### AIM OF THE TASK
Extract each line bearing the word "components".

◆ ◆ ◆ ◆ ◆

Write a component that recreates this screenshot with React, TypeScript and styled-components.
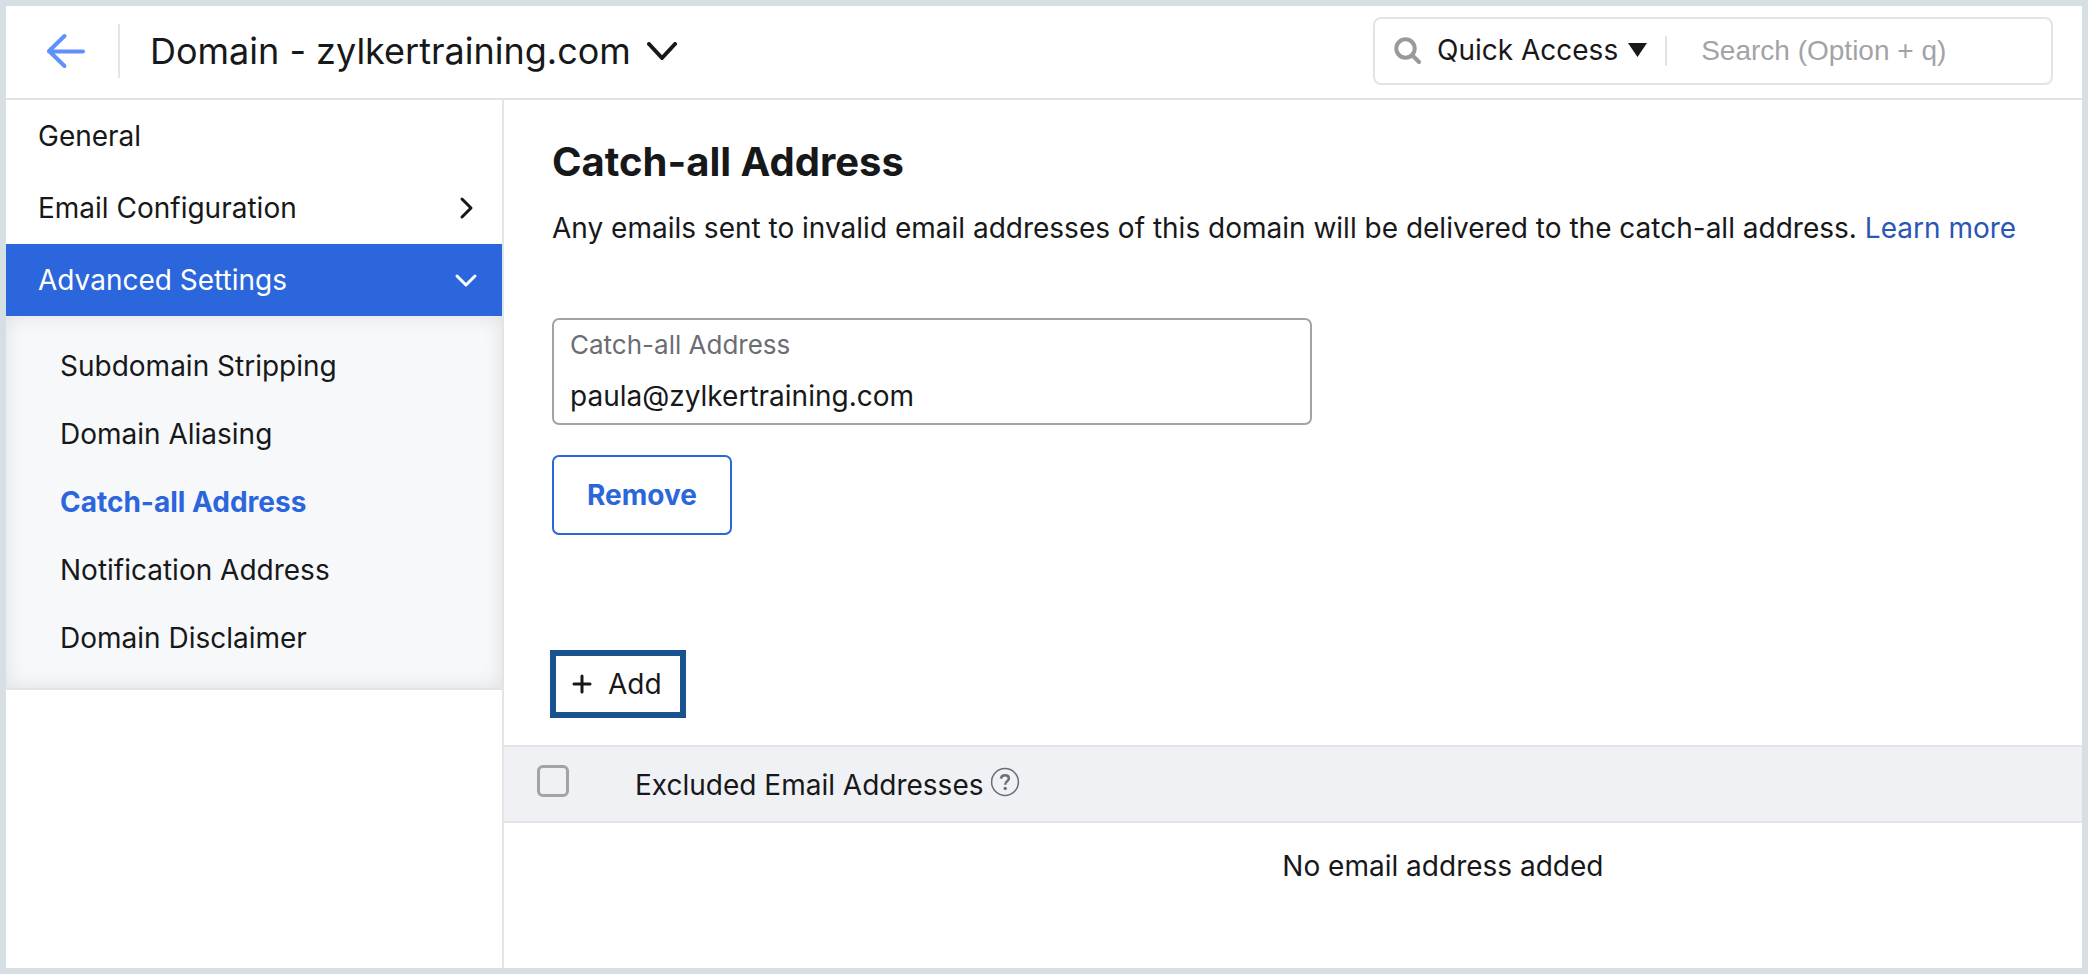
import React, { useState } from "react";
import styled, { createGlobalStyle, css } from "styled-components";

const color = {
  frame: "#d6dfe4",
  ink: "#17181a",
  muted: "#6b6d73",
  line: "#e3e4e6",
  control: "#a2a3a7",
  blue: "#2b66dc",
  link: "#2a56b4",
  focus: "#19528f",
};

const GlobalStyle = createGlobalStyle`
  *, *::before, *::after { box-sizing: border-box; }
  body {
    margin: 0;
    color: ${color.ink};
    font: 400 28px/36px Inter, "Liberation Sans", sans-serif;
  }
  button, input { font: inherit; color: inherit; }
  svg { display: block; flex: none; }
`;

const bareButton = css`
  padding: 0;
  border: 0;
  background: none;
  cursor: pointer;
`;

const Page = styled.div`
  display: flex;
  flex-direction: column;
  min-height: 100vh;
  border: 6px solid ${color.frame};
  background: #fff;
`;

const Header = styled.header`
  display: flex;
  align-items: center;
  justify-content: space-between;
  height: 94px;
  padding: 0 29px 2px 40px;
  border-bottom: 2px solid ${color.line};
`;

const HeaderLeft = styled.div`
  display: flex;
  align-items: center;
  gap: 30px;
`;

const BackButton = styled.button`
  ${bareButton}
`;

const Divider = styled.span<{ $height: number }>`
  flex: none;
  width: 2px;
  height: ${(p) => p.$height}px;
  background: ${color.line};
`;

const DomainButton = styled.button`
  ${bareButton}
  display: flex;
  align-items: center;
  gap: 16px;
  font-size: 36px;
  line-height: 44px;
`;

const SearchBar = styled.form`
  display: flex;
  align-items: center;
  width: 680px;
  height: 68px;
  padding: 0 18px;
  border: 2px solid ${color.line};
  border-radius: 8px;
`;

const QuickAccess = styled.button`
  ${bareButton}
  display: flex;
  align-items: center;
  gap: 10px;
  margin: 0 18px 0 16px;
  padding-bottom: 2px;
  white-space: nowrap;
`;

const SearchInput = styled.input`
  flex: 1;
  min-width: 0;
  padding: 0 0 0 34px;
  border: 0;
  outline: 0;
  background: none;
  font-family: "Liberation Sans", sans-serif;
  &::placeholder { color: ${color.control}; opacity: 1; }
`;

const Body = styled.div`
  display: flex;
  flex: 1;
`;

const Sidebar = styled.nav`
  flex: none;
  width: 498px;
  border-right: 2px solid ${color.line};
`;

const SideItem = styled.button<{ $active?: boolean }>`
  ${bareButton}
  display: flex;
  align-items: center;
  justify-content: space-between;
  width: 100%;
  height: 72px;
  padding: 0 24px 0 32px;
  background: ${(p) => (p.$active ? color.blue : "transparent")};
  color: ${(p) => (p.$active ? "#fff" : color.ink)};
`;

const SubMenu = styled.ul`
  margin: 0;
  padding: 16px 0;
  list-style: none;
  background: #f7f8fa;
  border-bottom: 2px solid ${color.line};
  box-shadow: inset 0 0 20px rgba(0, 0, 0, 0.1);
`;

const SubLink = styled.a<{ $current: boolean }>`
  display: flex;
  align-items: center;
  height: 68px;
  padding-left: 54px;
  text-decoration: none;
  color: ${(p) => (p.$current ? color.blue : color.ink)};
  font-weight: ${(p) => (p.$current ? 700 : 400)};
`;

const Main = styled.main`
  flex: 1;
  min-width: 0;
`;

const Section = styled.section`
  display: flex;
  flex-direction: column;
  align-items: flex-start;
  padding: 38px 48px 0;
`;

const Title = styled.h1`
  margin: 0;
  font-size: 40px;
  line-height: 48px;
  font-weight: 700;
`;

const Description = styled.p`
  margin: 24px 0 0;
`;

const LearnMore = styled.a`
  margin-left: 8px;
  color: ${color.link};
  text-decoration: none;
`;

const Field = styled.div`
  display: flex;
  flex-direction: column;
  justify-content: space-between;
  width: 760px;
  max-width: 100%;
  height: 107px;
  margin-top: 72px;
  padding: 7px 16px 9px;
  border: 2px solid ${color.control};
  border-radius: 7px;
`;

const FieldLabel = styled.label`
  color: ${color.muted};
  font-size: 26px;
`;

const FieldInput = styled.input`
  width: 100%;
  height: 36px;
  padding: 0;
  border: 0;
  outline: 0;
  background: none;
`;

const RemoveButton = styled.button`
  ${bareButton}
  width: 180px;
  height: 80px;
  margin-top: 30px;
  border: 2px solid ${color.blue};
  border-radius: 7px;
  color: ${color.blue};
  font-weight: 700;
`;

const Toolbar = styled.div`
  padding: 115px 46px 27px;
`;

const AddButton = styled.button`
  ${bareButton}
  display: flex;
  align-items: center;
  gap: 16px;
  height: 68px;
  padding: 0 18px 0 16px;
  border: 6px solid ${color.focus};
`;

const Table = styled.table`
  width: 100%;
  border-collapse: separate;
  border-spacing: 0;
`;

const HeadCell = styled.th`
  height: 78px;
  padding: 0;
  border: solid ${color.line};
  border-width: 2px 0;
  background: #f0f1f4;
  text-align: left;
  font-weight: 400;
`;

const CheckCell = styled(HeadCell)`
  width: 131px;
  padding: 18px 0 0 33px;
  vertical-align: top;
`;

const Checkbox = styled.input`
  display: block;
  appearance: none;
  width: 32px;
  height: 32px;
  margin: 0;
  border: 3px solid ${color.control};
  border-radius: 6px;
  &:checked { background: ${color.blue}; }
`;

const HeadLabel = styled.div`
  display: flex;
  align-items: flex-start;
  gap: 6px;
  padding-top: 2px;
`;

const HelpButton = styled.button`
  ${bareButton}
`;

const EmptyCell = styled.td`
  padding: 25px 0 24px 19%;
  text-align: center;
`;

type StrokeProps = { w: number; h: number; d: string; stroke?: string; width?: number };

const Stroke = ({ w, h, d, stroke = "currentColor", width = 3 }: StrokeProps) => (
  <svg
    width={w}
    height={h}
    viewBox={`0 0 ${w} ${h}`}
    fill="none"
    stroke={stroke}
    strokeWidth={width}
    strokeLinecap="round"
    strokeLinejoin="round"
    aria-hidden="true"
  >
    <path d={d} />
  </svg>
);

const SearchIcon = () => (
  <svg width="28" height="28" viewBox="0 0 28 28" fill="none" stroke="#999a9c" strokeWidth="4" strokeLinecap="round" aria-hidden="true">
    <circle cx="12.5" cy="11.5" r="9.2" />
    <path d="M19.5 18.5 L26 25" />
  </svg>
);

const HelpIcon = () => (
  <svg width="30" height="30" viewBox="0 0 30 30" fill="none" stroke={color.muted} aria-hidden="true">
    <circle cx="15" cy="15" r="13.4" strokeWidth="1.5" />
    <path d="M11 11.6 C11.3 9.4 12.9 8.3 15 8.3 C17.3 8.3 18.9 9.6 18.9 11.5 C18.9 14.2 15.2 14.2 15.2 17.8" strokeWidth="2.5" />
    <circle cx="15.2" cy="21.4" r="1.7" fill={color.muted} stroke="none" />
  </svg>
);

const subItems = [
  "Subdomain Stripping",
  "Domain Aliasing",
  "Catch-all Address",
  "Notification Address",
  "Domain Disclaimer",
];

export default function App() {
  const [address, setAddress] = useState("paula@zylkertraining.com");
  const current = "Catch-all Address";

  return (
    <>
      <GlobalStyle />
      <Page>
        <Header>
          <HeaderLeft>
            <BackButton type="button" aria-label="Back">
              <Stroke w={42} h={36} d="M37 18.5 H3 M18.5 3 L3 18 L18.5 33" stroke="#5e91fb" width={4} />
            </BackButton>
            <Divider $height={54} />
            <DomainButton type="button">
              Domain - zylkertraining.com
              <Stroke w={30} h={18} d="M2 2 L15 16 L28 2" width={4} />
            </DomainButton>
          </HeaderLeft>
          <SearchBar role="search" onSubmit={(e) => e.preventDefault()}>
            <SearchIcon />
            <QuickAccess type="button">
              Quick Access
              <svg width="19" height="14" viewBox="0 0 19 14" aria-hidden="true">
                <path d="M0 0 H19 L9.5 14 Z" fill="currentColor" />
              </svg>
            </QuickAccess>
            <Divider $height={30} />
            <SearchInput type="search" aria-label="Search" placeholder="Search (Option + q)" />
          </SearchBar>
        </Header>
        <Body>
          <Sidebar aria-label="Domain settings">
            <SideItem type="button">General</SideItem>
            <SideItem type="button" aria-expanded={false}>
              Email Configuration
              <Stroke w={24} h={24} d="M8 3 L17 12 L8 21" />
            </SideItem>
            <SideItem type="button" aria-expanded $active>
              Advanced Settings
              <Stroke w={24} h={24} d="M3 8 L12 17 L21 8" />
            </SideItem>
            <SubMenu>
              {subItems.map((name) => (
                <li key={name}>
                  <SubLink href="#" $current={name === current} aria-current={name === current ? "page" : undefined}>
                    {name}
                  </SubLink>
                </li>
              ))}
            </SubMenu>
          </Sidebar>
          <Main>
            <Section>
              <Title>Catch-all Address</Title>
              <Description>
                Any emails sent to invalid email addresses of this domain will be delivered to the catch-all address.
                <LearnMore href="#">Learn more</LearnMore>
              </Description>
              <Field>
                <FieldLabel htmlFor="catch-all">Catch-all Address</FieldLabel>
                <FieldInput id="catch-all" type="email" value={address} onChange={(e) => setAddress(e.target.value)} />
              </Field>
              <RemoveButton type="button">Remove</RemoveButton>
            </Section>
            <Toolbar>
              <AddButton type="button">
                <Stroke w={20} h={20} d="M10 2 V18 M2 10 H18" />
                Add
              </AddButton>
            </Toolbar>
            <Table>
              <thead>
                <tr>
                  <CheckCell scope="col">
                    <Checkbox type="checkbox" aria-label="Select all email addresses" />
                  </CheckCell>
                  <HeadCell scope="col">
                    <HeadLabel>
                      Excluded Email Addresses
                      <HelpButton type="button" aria-label="Help">
                        <HelpIcon />
                      </HelpButton>
                    </HeadLabel>
                  </HeadCell>
                </tr>
              </thead>
              <tbody>
                <tr>
                  <EmptyCell colSpan={2}>No email address added</EmptyCell>
                </tr>
              </tbody>
            </Table>
          </Main>
        </Body>
      </Page>
    </>
  );
}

◆ ◆ ◆ ◆ ◆

### EXERCISE ANSWER
Write a component that recreates this screenshot with React, TypeScript and styled-components.
import styled, { createGlobalStyle, css } from "styled-components";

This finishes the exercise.